Growing up, my mother responded to certain situations with cliches that have stuck with me.
When I would complain about a friend, she'd chide me with, “If you don’t have anything nice to say, don’t say anything at all.” When I would argue with my brother, she’d remind me, “You get more with honey than with vinegar.”
Looking back, she taught me many things. She showed me that generosity was about much more than money. That being social meant, most of all, being genuinely curious about other people. That homemade food has the power to bring people together and make them happy.
But one of the most valuable lessons was one she never learned herself.
When she was 76, she was dying from diabetes and complications from a broken hip. There was a family reunion in Pennsylvania, and we traveled two hours by ambulance to the great surprise of everyone who never expected she could make the trip.
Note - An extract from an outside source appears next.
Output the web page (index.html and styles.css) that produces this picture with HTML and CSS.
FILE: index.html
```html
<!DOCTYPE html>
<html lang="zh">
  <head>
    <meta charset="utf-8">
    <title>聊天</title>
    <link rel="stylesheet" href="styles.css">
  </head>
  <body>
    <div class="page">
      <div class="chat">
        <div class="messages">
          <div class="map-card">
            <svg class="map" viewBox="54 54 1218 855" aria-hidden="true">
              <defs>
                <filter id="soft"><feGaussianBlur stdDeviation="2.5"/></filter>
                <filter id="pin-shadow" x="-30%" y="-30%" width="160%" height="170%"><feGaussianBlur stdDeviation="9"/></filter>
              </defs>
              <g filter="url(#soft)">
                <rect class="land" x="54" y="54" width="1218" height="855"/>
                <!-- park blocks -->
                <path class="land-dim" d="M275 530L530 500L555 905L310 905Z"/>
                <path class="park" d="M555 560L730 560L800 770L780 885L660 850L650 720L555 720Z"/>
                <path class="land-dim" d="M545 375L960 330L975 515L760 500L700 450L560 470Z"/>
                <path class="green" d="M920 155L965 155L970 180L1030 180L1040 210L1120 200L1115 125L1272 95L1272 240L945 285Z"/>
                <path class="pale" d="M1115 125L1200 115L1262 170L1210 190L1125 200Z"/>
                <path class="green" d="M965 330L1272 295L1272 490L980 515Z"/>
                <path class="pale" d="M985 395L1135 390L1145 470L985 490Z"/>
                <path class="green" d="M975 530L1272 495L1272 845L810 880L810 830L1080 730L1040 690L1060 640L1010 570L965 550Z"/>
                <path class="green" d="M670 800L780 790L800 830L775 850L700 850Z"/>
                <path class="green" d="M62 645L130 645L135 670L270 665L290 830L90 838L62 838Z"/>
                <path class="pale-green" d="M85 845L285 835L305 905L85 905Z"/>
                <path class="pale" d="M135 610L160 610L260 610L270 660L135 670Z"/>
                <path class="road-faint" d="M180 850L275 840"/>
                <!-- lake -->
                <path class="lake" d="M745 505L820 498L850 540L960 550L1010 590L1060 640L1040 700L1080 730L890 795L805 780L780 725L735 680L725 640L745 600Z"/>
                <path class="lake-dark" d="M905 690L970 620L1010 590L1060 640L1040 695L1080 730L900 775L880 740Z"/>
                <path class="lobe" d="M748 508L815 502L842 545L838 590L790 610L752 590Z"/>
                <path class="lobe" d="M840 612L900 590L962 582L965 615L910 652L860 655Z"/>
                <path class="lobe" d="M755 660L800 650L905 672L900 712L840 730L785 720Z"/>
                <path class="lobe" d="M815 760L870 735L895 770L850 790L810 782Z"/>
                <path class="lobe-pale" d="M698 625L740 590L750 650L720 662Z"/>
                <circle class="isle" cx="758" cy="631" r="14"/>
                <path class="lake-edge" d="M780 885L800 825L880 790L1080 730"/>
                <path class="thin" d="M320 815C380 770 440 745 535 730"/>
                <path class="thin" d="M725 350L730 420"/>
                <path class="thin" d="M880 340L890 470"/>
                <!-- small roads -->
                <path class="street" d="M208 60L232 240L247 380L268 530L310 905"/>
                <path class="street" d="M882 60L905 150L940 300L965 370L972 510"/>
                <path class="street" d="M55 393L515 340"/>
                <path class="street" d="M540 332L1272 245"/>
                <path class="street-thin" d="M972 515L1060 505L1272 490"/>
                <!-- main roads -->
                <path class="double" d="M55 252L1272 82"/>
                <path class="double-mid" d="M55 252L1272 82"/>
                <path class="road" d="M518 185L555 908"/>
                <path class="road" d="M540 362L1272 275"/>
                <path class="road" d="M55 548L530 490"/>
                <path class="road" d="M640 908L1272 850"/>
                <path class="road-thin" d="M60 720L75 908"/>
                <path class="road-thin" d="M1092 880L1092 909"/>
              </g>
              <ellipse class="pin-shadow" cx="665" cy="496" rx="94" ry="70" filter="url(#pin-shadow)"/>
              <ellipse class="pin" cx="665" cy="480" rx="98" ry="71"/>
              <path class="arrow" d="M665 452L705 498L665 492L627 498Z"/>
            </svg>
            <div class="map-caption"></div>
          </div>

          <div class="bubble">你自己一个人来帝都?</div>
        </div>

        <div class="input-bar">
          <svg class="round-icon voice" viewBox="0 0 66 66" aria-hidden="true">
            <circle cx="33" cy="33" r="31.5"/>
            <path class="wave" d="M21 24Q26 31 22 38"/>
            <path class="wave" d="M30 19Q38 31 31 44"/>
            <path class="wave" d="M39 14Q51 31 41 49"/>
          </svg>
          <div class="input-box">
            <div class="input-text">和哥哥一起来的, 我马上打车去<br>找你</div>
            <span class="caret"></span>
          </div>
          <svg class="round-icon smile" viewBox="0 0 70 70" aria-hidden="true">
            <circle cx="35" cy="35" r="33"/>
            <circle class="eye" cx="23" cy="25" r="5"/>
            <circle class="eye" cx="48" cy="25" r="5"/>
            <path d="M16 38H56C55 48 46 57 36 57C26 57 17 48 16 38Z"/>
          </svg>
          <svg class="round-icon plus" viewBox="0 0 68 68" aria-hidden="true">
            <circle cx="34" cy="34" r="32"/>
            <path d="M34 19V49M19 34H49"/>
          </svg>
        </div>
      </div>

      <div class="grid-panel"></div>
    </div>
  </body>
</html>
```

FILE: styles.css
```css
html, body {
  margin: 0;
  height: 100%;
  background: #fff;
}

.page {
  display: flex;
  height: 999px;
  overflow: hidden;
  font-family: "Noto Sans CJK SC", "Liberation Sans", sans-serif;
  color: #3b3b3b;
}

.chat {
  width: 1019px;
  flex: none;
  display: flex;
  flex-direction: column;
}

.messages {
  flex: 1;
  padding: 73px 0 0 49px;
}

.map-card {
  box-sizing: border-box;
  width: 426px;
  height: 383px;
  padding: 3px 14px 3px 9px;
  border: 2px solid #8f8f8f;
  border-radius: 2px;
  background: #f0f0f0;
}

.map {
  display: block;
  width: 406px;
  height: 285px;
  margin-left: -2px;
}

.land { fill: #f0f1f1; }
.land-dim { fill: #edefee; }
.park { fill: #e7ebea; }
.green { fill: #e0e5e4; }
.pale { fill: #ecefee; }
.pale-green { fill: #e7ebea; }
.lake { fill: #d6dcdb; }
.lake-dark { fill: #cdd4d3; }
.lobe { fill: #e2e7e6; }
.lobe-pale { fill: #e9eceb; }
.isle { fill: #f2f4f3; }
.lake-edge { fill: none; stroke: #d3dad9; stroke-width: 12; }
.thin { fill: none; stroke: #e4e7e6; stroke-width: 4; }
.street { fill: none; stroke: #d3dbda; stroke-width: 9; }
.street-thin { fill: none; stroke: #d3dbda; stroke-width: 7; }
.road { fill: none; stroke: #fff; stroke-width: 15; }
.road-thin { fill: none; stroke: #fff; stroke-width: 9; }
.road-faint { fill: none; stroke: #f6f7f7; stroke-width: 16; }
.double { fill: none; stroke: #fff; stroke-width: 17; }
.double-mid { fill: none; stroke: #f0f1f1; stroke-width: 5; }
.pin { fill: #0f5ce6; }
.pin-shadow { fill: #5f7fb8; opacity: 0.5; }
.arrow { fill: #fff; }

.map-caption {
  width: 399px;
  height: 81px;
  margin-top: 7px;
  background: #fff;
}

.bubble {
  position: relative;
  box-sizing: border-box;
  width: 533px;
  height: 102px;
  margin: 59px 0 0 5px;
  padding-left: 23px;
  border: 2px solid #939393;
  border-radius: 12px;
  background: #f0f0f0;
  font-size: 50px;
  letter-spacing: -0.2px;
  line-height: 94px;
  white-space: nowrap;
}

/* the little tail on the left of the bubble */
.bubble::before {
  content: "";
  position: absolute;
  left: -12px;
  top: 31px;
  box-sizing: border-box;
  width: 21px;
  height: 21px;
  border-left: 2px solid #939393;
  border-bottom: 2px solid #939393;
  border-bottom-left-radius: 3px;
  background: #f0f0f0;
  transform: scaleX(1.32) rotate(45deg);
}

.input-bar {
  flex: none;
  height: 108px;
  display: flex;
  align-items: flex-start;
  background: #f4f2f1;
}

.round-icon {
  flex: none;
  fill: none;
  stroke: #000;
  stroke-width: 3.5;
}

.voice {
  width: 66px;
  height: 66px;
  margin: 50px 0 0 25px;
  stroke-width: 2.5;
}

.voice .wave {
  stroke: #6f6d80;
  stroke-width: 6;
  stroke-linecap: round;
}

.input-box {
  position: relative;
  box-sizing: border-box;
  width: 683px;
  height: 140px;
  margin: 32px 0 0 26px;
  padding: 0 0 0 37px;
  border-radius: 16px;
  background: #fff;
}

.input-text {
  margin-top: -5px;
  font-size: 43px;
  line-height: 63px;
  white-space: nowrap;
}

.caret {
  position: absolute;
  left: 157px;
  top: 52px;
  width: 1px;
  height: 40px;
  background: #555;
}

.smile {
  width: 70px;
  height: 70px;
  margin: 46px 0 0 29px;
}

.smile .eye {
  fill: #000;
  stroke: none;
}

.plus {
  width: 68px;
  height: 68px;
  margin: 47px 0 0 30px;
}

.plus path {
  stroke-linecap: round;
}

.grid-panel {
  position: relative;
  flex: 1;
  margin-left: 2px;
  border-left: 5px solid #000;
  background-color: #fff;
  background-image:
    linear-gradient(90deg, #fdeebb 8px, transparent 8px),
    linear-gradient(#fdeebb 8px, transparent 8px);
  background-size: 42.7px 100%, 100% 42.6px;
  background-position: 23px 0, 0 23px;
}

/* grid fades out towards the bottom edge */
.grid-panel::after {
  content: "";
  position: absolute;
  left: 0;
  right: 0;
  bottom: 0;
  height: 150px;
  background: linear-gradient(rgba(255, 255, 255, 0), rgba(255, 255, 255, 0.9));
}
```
There were many tears and many photos.
When we showed the pictures to my mother, the first thing she said was, “I hate the way I look in photos.” I couldn't believe it. I thought to myself, You’re 76, dying, and you’re still worried about how you look in a photo? When does it stop?
Yet, as my mother would say, “The apple doesn’t fall far from the tree.” I could recognize in myself the same negative self-image and petty self-loathing. When does it stop? Maybe never.
I thought of how tiring it must have been for her to have carried that baggage around for seven decades. And I resolved then and there to try and take myself less seriously, to drop my own baggage and practice walking more lightly through life.
For this and all of her lessons, I’m grateful. Every time I smile for a photo, or bake cookies, or talk to a stranger in the elevator, I think of her.